Keberadaan seseorang di Kompasiana baik sebagai penulis aktif, angin-anginan maupun silent reader adalah bagian dari satu komunitas besar dunia kepenulisan di tanah air. Komunitas yang acapkali disebut blog keroyokan ini memiliki arti tersendiri bagi Kompasianer. Sebutan keren bagi penghuninya.
Sepanjang satu dasawarsa, tepatnya 21 Oktober nanti, saya mungkin termasuk kategori yang angin-anginan. Tidak produktif dan kurang berkualitas karena beragam alasan. Malas membaca utamanya.
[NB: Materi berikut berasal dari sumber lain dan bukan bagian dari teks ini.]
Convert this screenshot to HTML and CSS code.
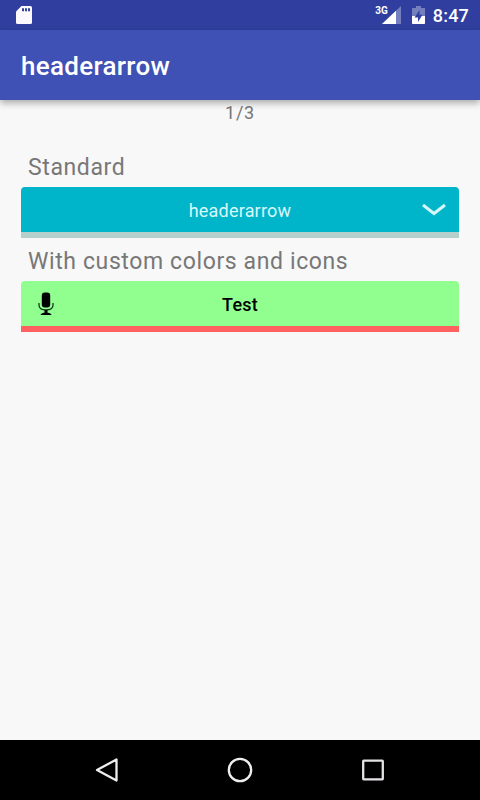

Karena menulis artikel dan konten lain di Kompasiana selain harus patuh pada aturan, juga harus banyak belajar agar dapat menampilkan konten layak saji.
Seperti koki atau chef, seorang Kompasianer punya tingkat kemampuan masing-masing dalam meracik bahan-bahan, menyertakan bumbu-bumbu, mengolah dan tentu menyajikan di halaman Kompasiana sebagaimana sajian kuliner yang menggugah selera. Di sini, kapasitas dan kualitas Kompasianer akan nampak jelas.
Selain beragam perkembangan yang menjadi bagian dari proses adaptasi dan inovasi yang tentu sangat diharapkan oleh banyak Kompasianer, hari ini (Sabtu, 5 Oktober 2019) saya menemukan satu sisi yang sangat menarik. Lewat akun dabPigol yang kehadirannya karena pemakaian ponsel android, saya mendapati kenyataan yang cukup mengagetkan.
Seorang Kompasiner yang melejit namanya dalam waktu cukup singkat, sangat produktif lewat karya-karya puisi dan baru beberapa hari terakhir menulis artikel, Ropingi , ternyata diblokir karena melanggar aturan (syarat dan ketentuan) Kompasiana. Ini peristiwa pertama yang saya jumpai.
Pelajaran besar yang satu ini adalah refleksi. Betapa kita harus menghargai dan menghormati lingkungan keberadaannya. Sebagaimana pepatah lama, di mana kaki berpijak di situ langit dijunjung. Pepatah jaman dulu itu sederhana saja. Bahwa, sebagai manusia yang berbudaya, hendaknya kita bisa menempatkan diri.
Ibarat rumah, Kompasiana adalah banjar (rumah besar) yang dihuni oleh banyak anggota keluarga. Setiap orang membawa jati dirinya. Namun tidak semua orang mampu menempatkan diri pada posisi yang semestinya. Kompasianer memang datang dan pergi mengisi laman dengan beragam konten.
Pengisi konten berasal dari berbagai latar dan karenanya Kompasiana pernah saya sebut rumah kecil/mini keindonesiaan kita selaku Kompasianer. Bangsa Indonesia merdeka dari jerih payah, bukan pemberian atau hadiah dari bangsa lain.
Kemerdekaan yang harus dimaknai sesuai hamannya. Berbeda pendapat adalah hal biasa dan manusiawi. Bersikukuh dengan pendapat sendiri itu yang semestinya disesuaikan dengan pepatah tadi.
Sekali lagi, saya hanya ingin menegaskan bahwa keberadaan Kompasiana dan Kompasianer adalah realitas sejarah perkembangan media yang sedikit banyak memberi kontribusi pada perjalanan sejarah Bangsa Indonesia. Semoga di masa mendatang saya bisa menjadi kontributor yang bermanfaat. Bukan yang banyak itu (pasti) baik, tapi yang baik pastilah yang banyak. Semoga.